::: Records provided :::

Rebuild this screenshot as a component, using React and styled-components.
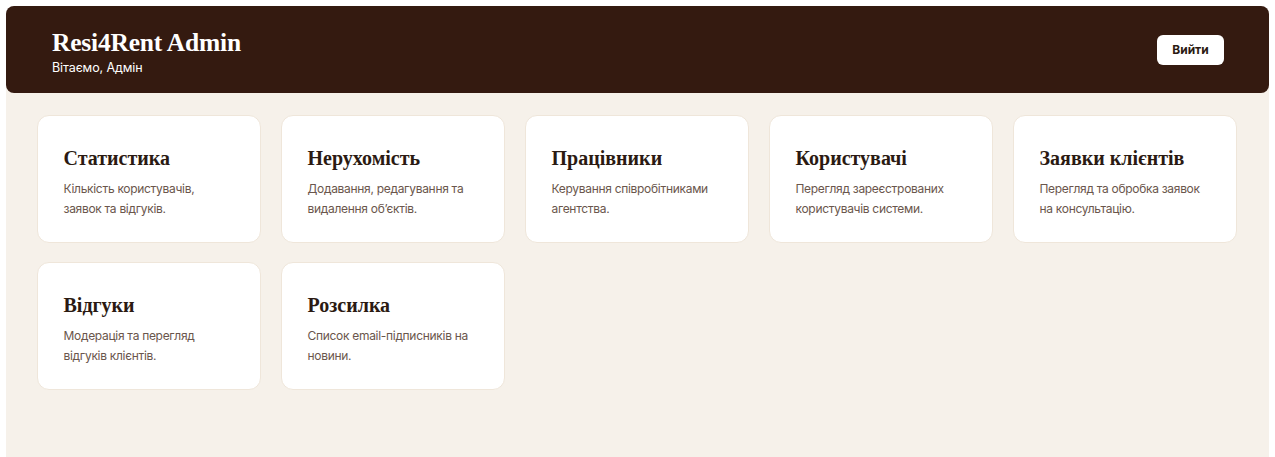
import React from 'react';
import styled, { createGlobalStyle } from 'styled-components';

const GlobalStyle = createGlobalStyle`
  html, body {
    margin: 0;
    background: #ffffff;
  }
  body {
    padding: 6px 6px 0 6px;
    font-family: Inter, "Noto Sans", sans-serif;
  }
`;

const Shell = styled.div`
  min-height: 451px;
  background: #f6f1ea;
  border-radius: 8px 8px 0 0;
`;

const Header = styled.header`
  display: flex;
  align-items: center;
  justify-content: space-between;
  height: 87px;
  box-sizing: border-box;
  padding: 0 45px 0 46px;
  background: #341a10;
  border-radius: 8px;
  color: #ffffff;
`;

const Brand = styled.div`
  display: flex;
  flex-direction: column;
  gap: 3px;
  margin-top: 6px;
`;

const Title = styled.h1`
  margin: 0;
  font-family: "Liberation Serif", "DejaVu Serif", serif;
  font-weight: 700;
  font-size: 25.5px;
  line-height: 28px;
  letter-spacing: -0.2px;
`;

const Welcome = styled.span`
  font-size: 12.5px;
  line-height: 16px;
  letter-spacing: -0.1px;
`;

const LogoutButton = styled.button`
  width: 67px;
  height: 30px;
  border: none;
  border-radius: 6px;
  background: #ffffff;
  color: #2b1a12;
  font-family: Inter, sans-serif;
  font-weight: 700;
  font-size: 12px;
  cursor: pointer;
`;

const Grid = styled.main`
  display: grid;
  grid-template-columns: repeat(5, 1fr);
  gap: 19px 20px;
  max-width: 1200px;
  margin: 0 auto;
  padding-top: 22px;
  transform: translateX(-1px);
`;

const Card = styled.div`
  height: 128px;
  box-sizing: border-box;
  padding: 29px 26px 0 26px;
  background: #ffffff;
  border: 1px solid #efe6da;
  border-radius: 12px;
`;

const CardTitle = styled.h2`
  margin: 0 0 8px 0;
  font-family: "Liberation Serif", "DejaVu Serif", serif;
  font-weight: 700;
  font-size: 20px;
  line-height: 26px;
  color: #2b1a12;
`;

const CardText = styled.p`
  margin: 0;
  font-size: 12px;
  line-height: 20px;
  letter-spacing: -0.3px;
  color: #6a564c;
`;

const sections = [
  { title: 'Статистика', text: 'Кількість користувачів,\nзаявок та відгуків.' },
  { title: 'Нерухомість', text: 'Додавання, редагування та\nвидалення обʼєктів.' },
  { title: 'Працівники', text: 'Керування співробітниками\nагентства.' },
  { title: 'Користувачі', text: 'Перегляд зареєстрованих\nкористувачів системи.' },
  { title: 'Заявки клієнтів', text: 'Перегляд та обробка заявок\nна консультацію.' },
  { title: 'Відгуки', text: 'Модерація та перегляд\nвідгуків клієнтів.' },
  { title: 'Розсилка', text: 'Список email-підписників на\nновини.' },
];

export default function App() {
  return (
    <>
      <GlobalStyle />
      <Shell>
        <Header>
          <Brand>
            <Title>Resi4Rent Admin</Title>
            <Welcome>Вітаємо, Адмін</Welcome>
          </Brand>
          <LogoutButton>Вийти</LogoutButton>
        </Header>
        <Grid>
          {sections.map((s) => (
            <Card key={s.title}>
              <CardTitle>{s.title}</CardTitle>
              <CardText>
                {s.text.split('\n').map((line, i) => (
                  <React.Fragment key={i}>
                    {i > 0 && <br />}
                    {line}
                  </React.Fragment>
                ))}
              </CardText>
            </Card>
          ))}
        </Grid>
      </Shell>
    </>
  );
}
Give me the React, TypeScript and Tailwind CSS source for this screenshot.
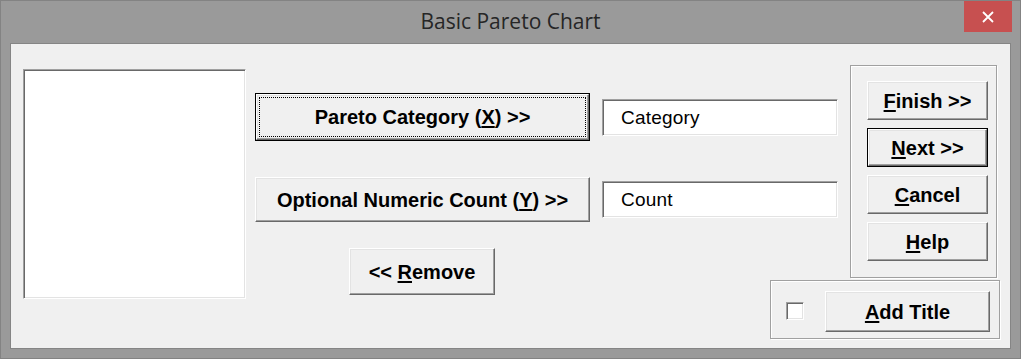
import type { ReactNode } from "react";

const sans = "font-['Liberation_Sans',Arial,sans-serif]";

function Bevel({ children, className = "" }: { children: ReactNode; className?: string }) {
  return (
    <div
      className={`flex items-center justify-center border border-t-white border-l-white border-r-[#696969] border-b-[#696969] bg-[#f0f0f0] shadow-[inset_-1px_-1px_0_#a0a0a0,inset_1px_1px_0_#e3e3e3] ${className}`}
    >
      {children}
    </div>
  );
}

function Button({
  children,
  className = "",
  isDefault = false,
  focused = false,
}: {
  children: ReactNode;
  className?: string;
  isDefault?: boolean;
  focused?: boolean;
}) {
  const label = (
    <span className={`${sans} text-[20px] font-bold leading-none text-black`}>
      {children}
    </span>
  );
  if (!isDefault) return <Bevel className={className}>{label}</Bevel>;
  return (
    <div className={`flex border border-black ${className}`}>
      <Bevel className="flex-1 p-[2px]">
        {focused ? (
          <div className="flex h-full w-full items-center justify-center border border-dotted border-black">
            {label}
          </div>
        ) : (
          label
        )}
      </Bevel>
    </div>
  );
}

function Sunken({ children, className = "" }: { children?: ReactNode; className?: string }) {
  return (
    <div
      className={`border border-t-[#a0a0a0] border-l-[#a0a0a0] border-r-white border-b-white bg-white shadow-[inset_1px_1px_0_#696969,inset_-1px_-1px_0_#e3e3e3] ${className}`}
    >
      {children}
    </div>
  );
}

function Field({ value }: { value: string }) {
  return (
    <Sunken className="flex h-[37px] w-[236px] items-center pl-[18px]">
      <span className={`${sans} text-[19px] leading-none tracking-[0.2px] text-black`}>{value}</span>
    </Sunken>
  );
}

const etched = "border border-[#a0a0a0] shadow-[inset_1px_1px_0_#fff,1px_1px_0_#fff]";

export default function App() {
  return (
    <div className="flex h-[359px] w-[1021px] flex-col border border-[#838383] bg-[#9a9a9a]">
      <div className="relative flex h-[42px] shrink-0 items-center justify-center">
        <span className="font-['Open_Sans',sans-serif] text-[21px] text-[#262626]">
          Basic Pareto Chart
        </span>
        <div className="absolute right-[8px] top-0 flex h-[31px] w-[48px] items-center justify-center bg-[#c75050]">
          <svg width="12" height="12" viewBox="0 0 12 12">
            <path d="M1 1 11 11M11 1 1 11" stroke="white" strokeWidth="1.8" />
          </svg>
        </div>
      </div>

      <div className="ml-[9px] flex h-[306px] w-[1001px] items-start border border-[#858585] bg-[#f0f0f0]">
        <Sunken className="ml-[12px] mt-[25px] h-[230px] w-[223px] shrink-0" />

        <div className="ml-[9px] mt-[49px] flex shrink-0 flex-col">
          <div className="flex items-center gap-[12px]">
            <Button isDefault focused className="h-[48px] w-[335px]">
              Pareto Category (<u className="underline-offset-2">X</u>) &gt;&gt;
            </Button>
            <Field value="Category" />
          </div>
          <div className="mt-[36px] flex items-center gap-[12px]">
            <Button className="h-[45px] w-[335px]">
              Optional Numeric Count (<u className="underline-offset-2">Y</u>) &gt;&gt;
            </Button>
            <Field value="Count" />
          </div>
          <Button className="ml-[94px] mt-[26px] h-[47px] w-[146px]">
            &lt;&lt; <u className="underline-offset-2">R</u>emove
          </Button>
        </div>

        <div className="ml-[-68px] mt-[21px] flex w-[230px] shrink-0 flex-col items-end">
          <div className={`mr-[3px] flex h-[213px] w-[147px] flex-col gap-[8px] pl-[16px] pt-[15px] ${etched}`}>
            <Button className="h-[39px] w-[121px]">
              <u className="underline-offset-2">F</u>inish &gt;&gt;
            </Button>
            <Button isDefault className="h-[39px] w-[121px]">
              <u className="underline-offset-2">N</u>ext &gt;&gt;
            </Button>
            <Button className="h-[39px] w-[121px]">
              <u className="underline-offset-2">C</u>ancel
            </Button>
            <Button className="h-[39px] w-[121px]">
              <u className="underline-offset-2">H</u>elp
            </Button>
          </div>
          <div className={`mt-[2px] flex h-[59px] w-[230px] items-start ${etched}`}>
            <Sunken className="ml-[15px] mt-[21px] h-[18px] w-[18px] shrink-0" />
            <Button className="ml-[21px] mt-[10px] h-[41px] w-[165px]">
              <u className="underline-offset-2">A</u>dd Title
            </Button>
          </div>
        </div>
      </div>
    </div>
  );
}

:::

Goal: Return from the data every line that holds "this".

Result:
Rebuild this screenshot as a component, using React and styled-components.
Give me the React, TypeScript and Tailwind CSS source for this screenshot.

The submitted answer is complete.